Além de pagamentos diretos entre o grupo despachante e o grupo político, que se aproximam de meio milhão de reais, também eram realizadas transações financeiras. Com o auxílio dos operadores financeiros, mais de R$ 17 milhões foram movimentados pela organização.

Em 14 de junho deste ano, foi deflagrada a Operação Gravame, que teve uma servidora do Detran-MS e despachantes como alvos. Os mandados foram cumpridos em Campo Grande e Bela Vista.

Da mesma forma, o grupo investigado inseria dados falsos no sistema do Detran-MS. Carros e caminhões de outros estados eram encaminhados para transferência de unidade da federação ou de propriedade na agência de Bela Vista.

Em seguida, com a participação da servidora, os cadastros eram alterados, mesmo os veículos nunca terem circulado e nem terem sido apresentados para vistoria.

Outra fraude constatada foi a transferência de carretas para a inclusão fraudulenta do 4º eixo nas especificações do veículo. Esse procedimento normalmente depende até mesmo de um engenheiro e de aprovação pelo Inmetro (Instituto Nacional de Metrologia, Qualidade e Tecnologia).

Operação Miríade

Já na Operação Miríade, foram cumpridos mandados em Rio Negro, Campo Grande, Sidrolândia e Miranda. Foi identificado o ex-funcionário do Detran, que, mesmo exonerado dos quadros da instituição, agia com o grupo e era responsável pela captação e aliciamento de outros funcionários para a prática criminosa.

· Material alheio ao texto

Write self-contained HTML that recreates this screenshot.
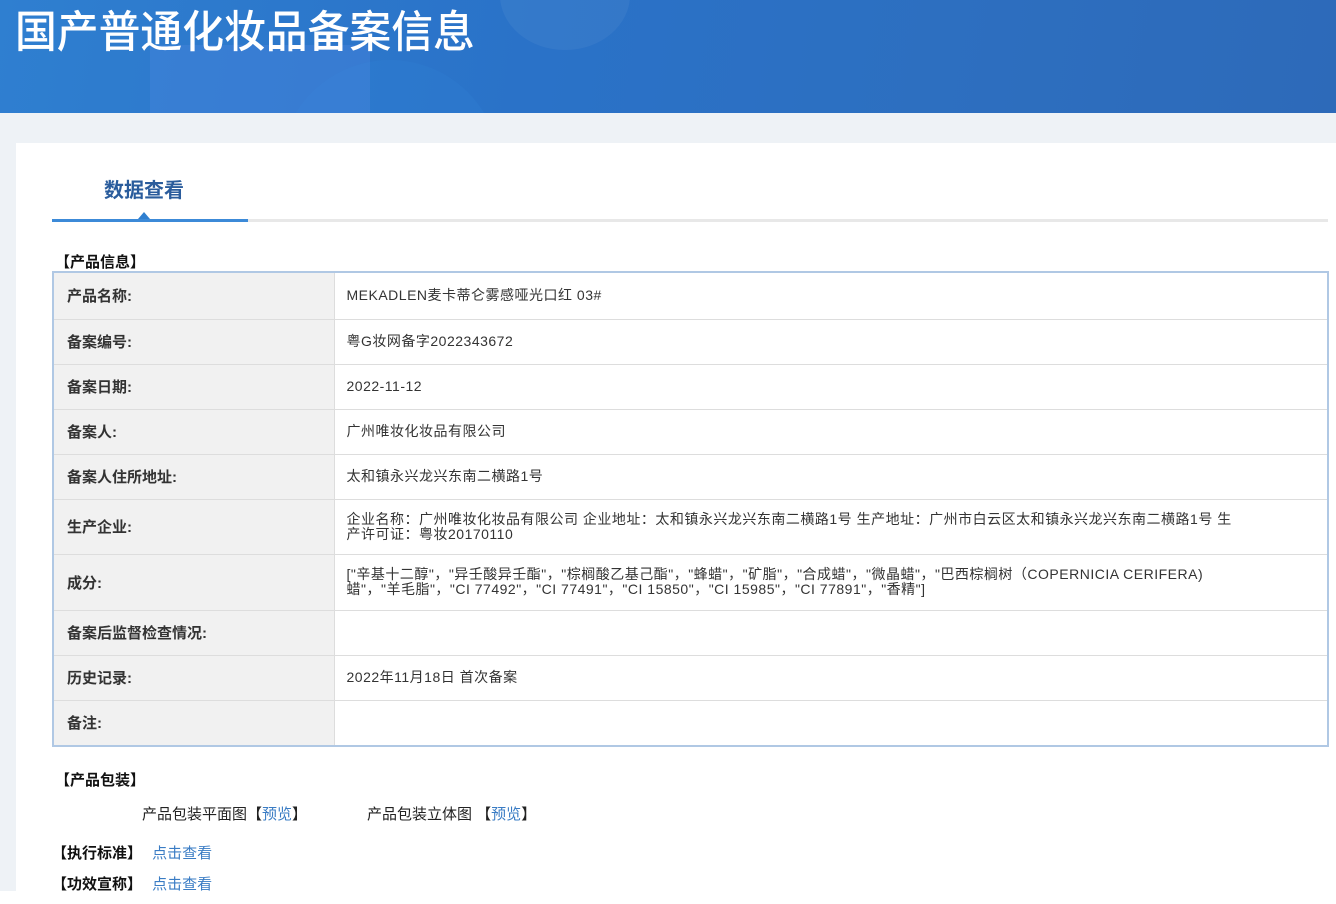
<!DOCTYPE html>
<html><head><meta charset="utf-8"><style>
*{margin:0;padding:0;box-sizing:border-box}
body{width:1336px;height:904px;overflow:hidden;background:#fff;font-family:"Liberation Sans","Noto Sans CJK SC",sans-serif;color:#333;position:relative}
.hdr{position:absolute;left:0;top:0;width:1336px;height:113px;background:linear-gradient(100deg,#2f7fd0 0%,#2a72c8 40%,#2d6fc0 70%,#2d6ab9 100%);overflow:hidden}
.hdr .b2{position:absolute;left:150px;top:45px;width:220px;height:70px;background:rgba(90,140,230,.25)}
.hdr .c1{position:absolute;left:280px;top:60px;width:220px;height:220px;border-radius:50%;background:rgba(60,150,230,.12)}
.hdr .c2{position:absolute;left:500px;top:-60px;width:130px;height:110px;border-radius:50%;background:rgba(255,255,255,.05)}
.hdr h1{position:absolute;left:15px;top:-4px;font-size:44px;font-weight:500;color:#fff;font-family:"Noto Sans CJK SC",sans-serif;transform:scaleX(.95);transform-origin:left}
.gray{position:absolute;left:0;top:113px;width:1336px;height:778px;background:#eef2f6}
.panel{position:absolute;left:16px;top:143px;width:1320px;height:748px;background:#fff}
.tab{position:absolute;left:104px;top:174px;font-size:20px;font-weight:bold;color:#2a5c9c}
.line{position:absolute;left:52px;top:219px;width:1276px;height:3px;background:#e8e8e8}
.line i{position:absolute;left:0;top:0;width:196px;height:3px;background:#3c8ad8}
.tri{position:absolute;left:138px;top:212px;width:0;height:0;border-left:6px solid transparent;border-right:6px solid transparent;border-bottom:7px solid #2f7fd0}
.sec{position:absolute;font-size:15px;font-weight:bold;color:#111}
table{position:absolute;left:52px;top:271px;width:1277px;border-collapse:collapse;border:2px solid #b0c8e4;font-size:14px}
td{border:1px solid #ddd;vertical-align:middle}
td.l{width:281px;background:#f1f1f1;font-weight:bold;font-size:15px;padding-left:13px;color:#333}
td.v{padding:0 12px;color:#333;line-height:15px;white-space:nowrap;letter-spacing:0.5px}
a{color:#3a7cc4;text-decoration:none}
.t{position:absolute;font-size:15px;color:#222}
</style></head><body>
<div class="hdr"><div class="c2"></div><div class="b2"></div><div class="c1"></div><h1>国产普通化妆品备案信息</h1></div>
<div class="gray"></div>
<div class="panel"></div>
<div class="tab">数据查看</div>
<div class="line"><i></i></div>
<div class="tri"></div>
<div class="sec" style="left:55px;top:251px">【产品信息】</div>
<table>
<tr style="height:47px"><td class="l">产品名称:</td><td class="v">MEKADLEN麦卡蒂仑雾感哑光口红 03#</td></tr>
<tr style="height:45px"><td class="l">备案编号:</td><td class="v">粤G妆网备字2022343672</td></tr>
<tr style="height:45px"><td class="l">备案日期:</td><td class="v">2022-11-12</td></tr>
<tr style="height:45px"><td class="l">备案人:</td><td class="v">广州唯妆化妆品有限公司</td></tr>
<tr style="height:45px"><td class="l">备案人住所地址:</td><td class="v">太和镇永兴龙兴东南二横路1号</td></tr>
<tr style="height:55px"><td class="l">生产企业:</td><td class="v">企业名称：广州唯妆化妆品有限公司 企业地址：太和镇永兴龙兴东南二横路1号 生产地址：广州市白云区太和镇永兴龙兴东南二横路1号 生<br>产许可证：粤妆20170110</td></tr>
<tr style="height:56px"><td class="l">成分:</td><td class="v">["辛基十二醇"，"异壬酸异壬酯"，"棕榈酸乙基己酯"，"蜂蜡"，"矿脂"，"合成蜡"，"微晶蜡"，"巴西棕榈树（COPERNICIA CERIFERA)<br>蜡"，"羊毛脂"，"CI 77492"，"CI 77491"，"CI 15850"，"CI 15985"，"CI 77891"，"香精"]</td></tr>
<tr style="height:45px"><td class="l">备案后监督检查情况:</td><td class="v"></td></tr>
<tr style="height:45px"><td class="l">历史记录:</td><td class="v">2022年11月18日 首次备案</td></tr>
<tr style="height:46px"><td class="l">备注:</td><td class="v"></td></tr>
</table>
<div class="sec" style="left:55px;top:769px">【产品包装】</div>
<div class="t" style="left:142px;top:803px">产品包装平面图【<a>预览</a>】</div>
<div class="t" style="left:367px;top:803px">产品包装立体图 【<a>预览</a>】</div>
<div class="sec" style="left:52px;top:842px">【执行标准】 <a style="font-weight:normal;margin-left:6px">点击查看</a></div>
<div class="sec" style="left:52px;top:873px">【功效宣称】 <a style="font-weight:normal;margin-left:6px">点击查看</a></div>
</body></html>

Este ex-funcionário seria Gênis, exonerado anos antes do cargo comissionado. Só em Rio Negro, 8 pessoas foram veiculadas pelo envolvimento com as operações fraudulentas realizadas pela agência.

Por último, na Operação 4º Eixo, novamente os investigados são acusados de fraudes, por inserirem dados falsos nos sistemas. O ex-gerente de Ponta Porã teria inserido os dados, alterando características dos veículos.

Foi detalhada a atuação em conjunto entre os servidores do Detran-MS e os despachantes. Um destes despachantes já responde por furto de veículos, roubo de propina, falsidade ideológica e uso de documento falso.